──────── COLLECTED DATA ────────
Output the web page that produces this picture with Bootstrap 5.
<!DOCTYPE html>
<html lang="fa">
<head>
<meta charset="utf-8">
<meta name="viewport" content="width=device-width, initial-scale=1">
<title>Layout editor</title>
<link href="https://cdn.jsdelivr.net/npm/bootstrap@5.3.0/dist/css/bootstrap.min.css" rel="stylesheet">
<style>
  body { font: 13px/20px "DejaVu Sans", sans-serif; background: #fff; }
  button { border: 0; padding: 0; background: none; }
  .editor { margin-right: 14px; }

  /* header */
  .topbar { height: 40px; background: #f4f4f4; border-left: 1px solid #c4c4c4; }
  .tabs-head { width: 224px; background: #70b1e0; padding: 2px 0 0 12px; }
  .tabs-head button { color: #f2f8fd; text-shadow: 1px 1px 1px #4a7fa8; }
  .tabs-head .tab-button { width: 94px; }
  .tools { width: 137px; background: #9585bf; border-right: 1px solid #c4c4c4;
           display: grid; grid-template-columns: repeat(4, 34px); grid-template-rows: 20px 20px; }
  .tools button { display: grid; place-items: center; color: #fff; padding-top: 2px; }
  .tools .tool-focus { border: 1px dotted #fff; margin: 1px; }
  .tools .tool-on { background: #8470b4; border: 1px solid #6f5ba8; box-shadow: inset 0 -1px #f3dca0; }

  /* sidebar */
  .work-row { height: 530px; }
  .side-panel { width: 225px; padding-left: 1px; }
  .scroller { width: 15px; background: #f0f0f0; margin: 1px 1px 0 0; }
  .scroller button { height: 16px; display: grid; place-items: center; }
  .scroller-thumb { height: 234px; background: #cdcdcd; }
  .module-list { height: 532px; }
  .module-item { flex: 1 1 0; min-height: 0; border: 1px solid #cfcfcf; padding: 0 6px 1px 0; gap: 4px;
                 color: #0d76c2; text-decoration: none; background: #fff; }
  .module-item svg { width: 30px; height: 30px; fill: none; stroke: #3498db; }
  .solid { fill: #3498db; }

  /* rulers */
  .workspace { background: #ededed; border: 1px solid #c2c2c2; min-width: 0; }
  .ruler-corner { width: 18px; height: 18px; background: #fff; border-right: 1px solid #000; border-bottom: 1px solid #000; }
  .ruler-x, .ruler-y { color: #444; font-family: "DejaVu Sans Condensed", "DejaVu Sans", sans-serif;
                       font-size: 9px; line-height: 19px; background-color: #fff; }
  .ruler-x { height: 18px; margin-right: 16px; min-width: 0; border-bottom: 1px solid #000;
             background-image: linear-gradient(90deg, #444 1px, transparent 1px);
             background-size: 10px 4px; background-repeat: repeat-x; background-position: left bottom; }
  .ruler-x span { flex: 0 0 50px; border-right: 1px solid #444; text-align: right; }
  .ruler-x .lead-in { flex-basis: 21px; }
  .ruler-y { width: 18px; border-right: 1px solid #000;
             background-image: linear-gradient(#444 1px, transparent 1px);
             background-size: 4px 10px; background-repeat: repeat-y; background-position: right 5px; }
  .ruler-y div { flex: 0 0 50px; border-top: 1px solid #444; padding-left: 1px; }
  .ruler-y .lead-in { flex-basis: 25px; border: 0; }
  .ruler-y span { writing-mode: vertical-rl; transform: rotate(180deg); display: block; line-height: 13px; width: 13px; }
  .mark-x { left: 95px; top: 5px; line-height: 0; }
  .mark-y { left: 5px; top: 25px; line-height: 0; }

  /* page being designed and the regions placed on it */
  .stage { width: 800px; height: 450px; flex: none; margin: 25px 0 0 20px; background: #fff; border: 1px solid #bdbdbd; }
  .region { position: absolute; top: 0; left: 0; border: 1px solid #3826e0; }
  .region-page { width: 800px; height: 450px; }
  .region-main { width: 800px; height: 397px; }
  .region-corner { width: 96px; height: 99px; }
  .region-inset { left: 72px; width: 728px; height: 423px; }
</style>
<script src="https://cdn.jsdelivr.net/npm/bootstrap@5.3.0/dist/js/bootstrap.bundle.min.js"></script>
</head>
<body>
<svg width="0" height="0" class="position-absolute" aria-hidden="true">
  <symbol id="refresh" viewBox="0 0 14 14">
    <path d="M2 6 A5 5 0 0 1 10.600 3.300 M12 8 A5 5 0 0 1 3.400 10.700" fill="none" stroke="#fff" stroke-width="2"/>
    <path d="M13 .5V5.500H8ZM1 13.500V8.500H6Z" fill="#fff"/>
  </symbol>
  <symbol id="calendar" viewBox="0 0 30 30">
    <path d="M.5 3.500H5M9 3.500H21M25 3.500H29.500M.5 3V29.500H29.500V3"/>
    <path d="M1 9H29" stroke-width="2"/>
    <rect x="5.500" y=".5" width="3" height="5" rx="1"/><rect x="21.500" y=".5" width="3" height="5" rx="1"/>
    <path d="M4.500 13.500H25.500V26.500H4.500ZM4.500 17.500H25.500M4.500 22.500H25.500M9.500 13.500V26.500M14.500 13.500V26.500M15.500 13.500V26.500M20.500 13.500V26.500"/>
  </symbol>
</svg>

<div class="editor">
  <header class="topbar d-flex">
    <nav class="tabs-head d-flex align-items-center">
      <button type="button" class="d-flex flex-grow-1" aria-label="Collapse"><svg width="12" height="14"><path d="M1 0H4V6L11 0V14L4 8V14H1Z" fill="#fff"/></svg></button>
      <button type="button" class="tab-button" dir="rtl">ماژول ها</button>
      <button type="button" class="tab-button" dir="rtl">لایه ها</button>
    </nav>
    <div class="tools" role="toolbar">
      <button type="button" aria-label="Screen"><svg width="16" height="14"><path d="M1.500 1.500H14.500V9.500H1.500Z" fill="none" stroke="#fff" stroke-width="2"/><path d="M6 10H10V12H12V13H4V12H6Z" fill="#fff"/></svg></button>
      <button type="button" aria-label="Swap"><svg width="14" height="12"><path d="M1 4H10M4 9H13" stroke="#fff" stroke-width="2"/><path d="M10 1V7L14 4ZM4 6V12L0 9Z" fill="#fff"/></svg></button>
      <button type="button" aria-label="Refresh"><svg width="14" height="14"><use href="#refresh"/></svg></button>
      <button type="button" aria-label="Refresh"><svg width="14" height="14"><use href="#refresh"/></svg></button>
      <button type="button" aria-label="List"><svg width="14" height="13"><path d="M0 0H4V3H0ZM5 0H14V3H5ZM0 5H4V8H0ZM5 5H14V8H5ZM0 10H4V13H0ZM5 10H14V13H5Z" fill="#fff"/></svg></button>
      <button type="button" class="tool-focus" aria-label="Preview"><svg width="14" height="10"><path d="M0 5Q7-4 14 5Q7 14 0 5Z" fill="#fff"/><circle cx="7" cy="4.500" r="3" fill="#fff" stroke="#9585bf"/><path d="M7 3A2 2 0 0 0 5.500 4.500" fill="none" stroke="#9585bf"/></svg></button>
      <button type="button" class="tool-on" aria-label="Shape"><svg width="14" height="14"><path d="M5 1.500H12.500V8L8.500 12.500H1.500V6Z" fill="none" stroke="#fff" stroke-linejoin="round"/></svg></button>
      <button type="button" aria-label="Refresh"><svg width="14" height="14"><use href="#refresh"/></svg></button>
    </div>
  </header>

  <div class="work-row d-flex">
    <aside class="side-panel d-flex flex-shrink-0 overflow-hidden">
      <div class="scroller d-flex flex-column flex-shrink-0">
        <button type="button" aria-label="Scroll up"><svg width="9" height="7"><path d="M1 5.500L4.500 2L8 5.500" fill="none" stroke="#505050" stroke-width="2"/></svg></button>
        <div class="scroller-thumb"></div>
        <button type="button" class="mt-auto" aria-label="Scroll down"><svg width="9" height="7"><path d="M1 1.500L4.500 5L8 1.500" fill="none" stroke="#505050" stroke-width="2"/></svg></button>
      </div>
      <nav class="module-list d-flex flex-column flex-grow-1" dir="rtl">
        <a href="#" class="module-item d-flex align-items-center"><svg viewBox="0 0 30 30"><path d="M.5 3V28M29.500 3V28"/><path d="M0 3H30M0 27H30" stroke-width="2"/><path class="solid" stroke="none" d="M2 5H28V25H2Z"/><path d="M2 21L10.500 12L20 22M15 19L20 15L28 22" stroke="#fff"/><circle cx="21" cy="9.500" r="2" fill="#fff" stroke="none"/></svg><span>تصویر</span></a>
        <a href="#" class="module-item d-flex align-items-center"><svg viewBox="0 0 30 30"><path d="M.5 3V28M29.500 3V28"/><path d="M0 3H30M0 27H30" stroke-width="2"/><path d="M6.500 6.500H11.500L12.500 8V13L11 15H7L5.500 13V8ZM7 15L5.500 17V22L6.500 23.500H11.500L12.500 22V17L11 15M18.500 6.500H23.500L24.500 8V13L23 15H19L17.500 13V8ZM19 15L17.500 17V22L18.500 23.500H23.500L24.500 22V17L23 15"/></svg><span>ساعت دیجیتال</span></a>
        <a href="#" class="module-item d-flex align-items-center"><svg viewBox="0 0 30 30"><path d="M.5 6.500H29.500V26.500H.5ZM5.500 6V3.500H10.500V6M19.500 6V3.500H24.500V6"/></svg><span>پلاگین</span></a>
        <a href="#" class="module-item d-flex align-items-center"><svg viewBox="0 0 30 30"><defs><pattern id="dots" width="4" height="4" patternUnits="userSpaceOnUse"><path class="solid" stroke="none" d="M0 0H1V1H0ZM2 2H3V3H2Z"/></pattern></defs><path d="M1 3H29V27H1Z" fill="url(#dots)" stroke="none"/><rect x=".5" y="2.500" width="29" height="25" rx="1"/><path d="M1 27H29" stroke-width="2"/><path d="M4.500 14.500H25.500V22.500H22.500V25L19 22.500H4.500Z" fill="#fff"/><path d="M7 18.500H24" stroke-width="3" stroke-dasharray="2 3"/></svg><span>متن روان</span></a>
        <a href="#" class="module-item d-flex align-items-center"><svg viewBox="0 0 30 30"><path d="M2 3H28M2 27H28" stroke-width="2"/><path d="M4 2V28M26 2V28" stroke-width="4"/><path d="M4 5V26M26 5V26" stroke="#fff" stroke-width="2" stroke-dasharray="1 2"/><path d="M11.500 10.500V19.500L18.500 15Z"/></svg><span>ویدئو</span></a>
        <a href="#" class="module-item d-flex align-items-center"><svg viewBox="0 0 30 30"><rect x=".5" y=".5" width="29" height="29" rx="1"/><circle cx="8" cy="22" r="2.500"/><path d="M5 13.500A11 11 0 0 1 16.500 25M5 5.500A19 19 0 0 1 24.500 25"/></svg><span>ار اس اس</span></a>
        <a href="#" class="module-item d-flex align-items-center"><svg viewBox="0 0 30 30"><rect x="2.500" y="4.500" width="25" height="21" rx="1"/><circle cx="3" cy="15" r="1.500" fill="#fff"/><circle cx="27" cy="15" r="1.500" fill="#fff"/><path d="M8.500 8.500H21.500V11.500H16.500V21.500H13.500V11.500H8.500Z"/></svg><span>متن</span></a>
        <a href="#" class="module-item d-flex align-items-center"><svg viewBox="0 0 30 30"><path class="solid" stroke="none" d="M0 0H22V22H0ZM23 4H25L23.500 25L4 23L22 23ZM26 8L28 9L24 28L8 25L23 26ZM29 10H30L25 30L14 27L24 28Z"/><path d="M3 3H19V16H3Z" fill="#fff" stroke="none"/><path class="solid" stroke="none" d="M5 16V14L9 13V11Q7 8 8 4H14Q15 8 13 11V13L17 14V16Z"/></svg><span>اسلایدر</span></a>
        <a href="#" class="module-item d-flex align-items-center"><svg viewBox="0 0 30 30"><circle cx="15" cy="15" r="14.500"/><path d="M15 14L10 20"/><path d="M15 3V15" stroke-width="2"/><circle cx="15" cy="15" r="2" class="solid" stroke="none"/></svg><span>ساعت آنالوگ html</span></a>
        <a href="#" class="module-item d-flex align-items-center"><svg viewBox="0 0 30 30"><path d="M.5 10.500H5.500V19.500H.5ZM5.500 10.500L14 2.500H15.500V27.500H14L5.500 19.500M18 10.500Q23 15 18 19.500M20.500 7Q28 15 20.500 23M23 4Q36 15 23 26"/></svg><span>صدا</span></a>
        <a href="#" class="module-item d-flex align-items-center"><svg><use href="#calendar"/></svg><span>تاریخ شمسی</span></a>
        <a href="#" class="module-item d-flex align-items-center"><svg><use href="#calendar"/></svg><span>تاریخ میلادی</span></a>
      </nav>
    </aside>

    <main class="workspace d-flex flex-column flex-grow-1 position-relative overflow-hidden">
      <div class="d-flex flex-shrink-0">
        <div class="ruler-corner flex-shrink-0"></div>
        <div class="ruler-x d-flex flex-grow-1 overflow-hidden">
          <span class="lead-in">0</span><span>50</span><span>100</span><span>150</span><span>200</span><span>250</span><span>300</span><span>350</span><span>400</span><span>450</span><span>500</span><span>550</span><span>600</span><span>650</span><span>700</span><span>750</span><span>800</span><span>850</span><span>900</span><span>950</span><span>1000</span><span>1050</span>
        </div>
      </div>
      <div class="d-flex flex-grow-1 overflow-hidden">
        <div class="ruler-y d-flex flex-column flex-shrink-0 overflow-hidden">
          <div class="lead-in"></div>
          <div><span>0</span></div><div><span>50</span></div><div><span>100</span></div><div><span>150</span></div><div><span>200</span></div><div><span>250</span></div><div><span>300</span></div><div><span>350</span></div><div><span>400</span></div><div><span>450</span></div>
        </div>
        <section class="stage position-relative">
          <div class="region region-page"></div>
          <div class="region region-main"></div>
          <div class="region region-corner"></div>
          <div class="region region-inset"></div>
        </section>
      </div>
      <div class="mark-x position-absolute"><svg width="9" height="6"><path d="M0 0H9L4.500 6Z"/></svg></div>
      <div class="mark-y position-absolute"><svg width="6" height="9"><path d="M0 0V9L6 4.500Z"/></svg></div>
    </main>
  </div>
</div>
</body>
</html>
────────
Repeat, exactly and only, the lines from the beginning of the material through the line that contains "#8470b4; border: 1px".

# [RESPONSE TO THIS EXERCISE]
Output the web page that produces this picture with Bootstrap 5.
<!DOCTYPE html>
<html lang="fa">
<head>
<meta charset="utf-8">
<meta name="viewport" content="width=device-width, initial-scale=1">
<title>Layout editor</title>
<link href="https://cdn.jsdelivr.net/npm/bootstrap@5.3.0/dist/css/bootstrap.min.css" rel="stylesheet">
<style>
  body { font: 13px/20px "DejaVu Sans", sans-serif; background: #fff; }
  button { border: 0; padding: 0; background: none; }
  .editor { margin-right: 14px; }

  /* header */
  .topbar { height: 40px; background: #f4f4f4; border-left: 1px solid #c4c4c4; }
  .tabs-head { width: 224px; background: #70b1e0; padding: 2px 0 0 12px; }
  .tabs-head button { color: #f2f8fd; text-shadow: 1px 1px 1px #4a7fa8; }
  .tabs-head .tab-button { width: 94px; }
  .tools { width: 137px; background: #9585bf; border-right: 1px solid #c4c4c4;
           display: grid; grid-template-columns: repeat(4, 34px); grid-template-rows: 20px 20px; }
  .tools button { display: grid; place-items: center; color: #fff; padding-top: 2px; }
  .tools .tool-focus { border: 1px dotted #fff; margin: 1px; }
  .tools .tool-on { background: #8470b4; border: 1px solid #6f5ba8; box-shadow: inset 0 -1px #f3dca0; }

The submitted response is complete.